Something   made  Ladd  stop  half  way  up  the  stairs. He   observed   the confrontation, while we began calling, "Please, Mr. Ladd, please."

He pulled the cigarette from his lips, nodded, and said, "Okay."  His voice  was low, almost a whisper, and when it become obvious the ushers had not heard, he raised it. "I said it's okay."

One  usher turned to tell him, in a manner canned with simplistic  seniority, it couldn't  be okay. There were rules and they had their instructions.  We were on private property. We had to leave.  Now.      

Ladd  didn't  change  his  expression,  the  one  that  over the  years riveted Veronica  Lake,  Brian Donlevy, William Bendix, Preston Foster,  Laird Cregar, other actors and millions of moviegoers.

"I said it's okay," he said. He looked through them while instructing us, "Come on."

He  signed  autographs for everyone who had made the run. Nervous  hounds who had  stayed behind the gate because of the ushers  quickly  covered  the thirty yards  distance  to Ladd.  He signed for them, and he posed for  the cameras.

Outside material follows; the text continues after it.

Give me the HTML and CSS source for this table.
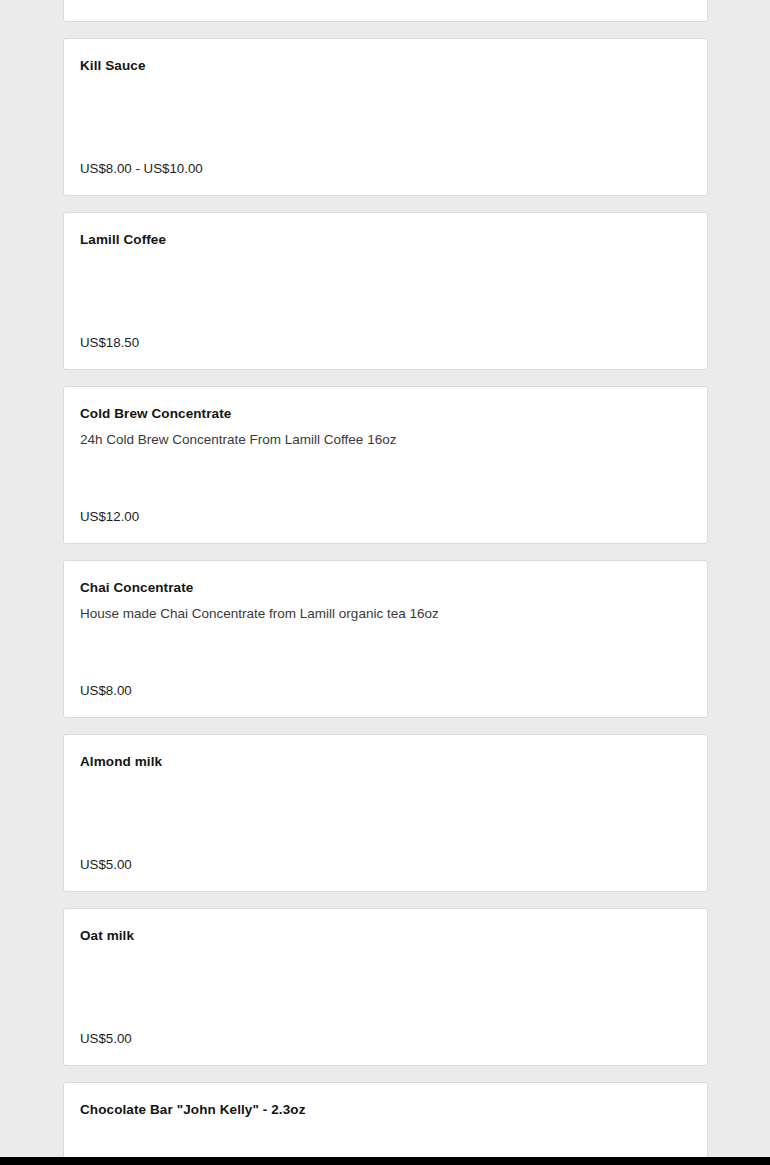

The ushers, roundly defeated, could only look on. And Ladd left only when  he knew all the hounds had been satisfied, adding a polite "Thank you" to us and to the ushers.

I  encountered  Ladd  a  few years later outside  Paramount Studios,  at the DeMille Gate, and  my memory went immediately to that scene on the steps—

The star sides with the kids against their natural enemies, the ushers.      

As  he  signed for me again, I realized that I had grown  over those  summers since NBC.  I was now taller than he was.      

Or so it seemed.

Today, upon reflection, I know I was wrong.

Alan Ladd has always been ten feet tall.

Rosie says "Arf"


Kaye Wilkinson Barley - Meanderings and Muses said...

Bob - Welcome!! What a terrific piece this is! LOVE it, and love having you here.
Thanks much,

Anonymous said...

Great blog, Bob! Love your Alan Ladd story, and I can hardly wait to get my hands on A RHUMBA IN WALTZ TIME!

Pat Browning

Kate Thornton said...

I just want to brag - I once hugged Bob, in front of his wife, at a Swedish Midsummer Night party in Pasadena thrown by writer Tama Ryder & her gorgeous Swedish husband.

I love Bob and his work. And he's a damn fine hugger, too.


Tom Sawyer said...

Delicious blog, Bob.
Many thanks - for it, and for your friendship
Tom Sawyer

Marilyn Meredith a.k.a. F. M. Meredith said...

Hi, Bob, I did much the same thing as a kid though I went to the Lux Radio Theater perfomances and hung around the parking lot when the stars came out. I was "in love" with Van Johnson (I think I was 12), he eluded me, got into his car and drove off. I ran after him down the middle of the street and caught him at the stop light--and yes,he signed my autograph book.


Rochelle Staab said...

Your story about autographs is so timely, Bob. In these days of Kindle and Nook, with nowhere for an author to sign for the readers, wouldn't it be fun to bring back autograph books?

So great to see you here. I'm excited to read your new book. No one writes the backstage of Hollywood and brings it to life like you do!

Dick Lochte said...

Very nice, Bob. Glad to hear about Ladd who was always a favorite of mine when I was a kid.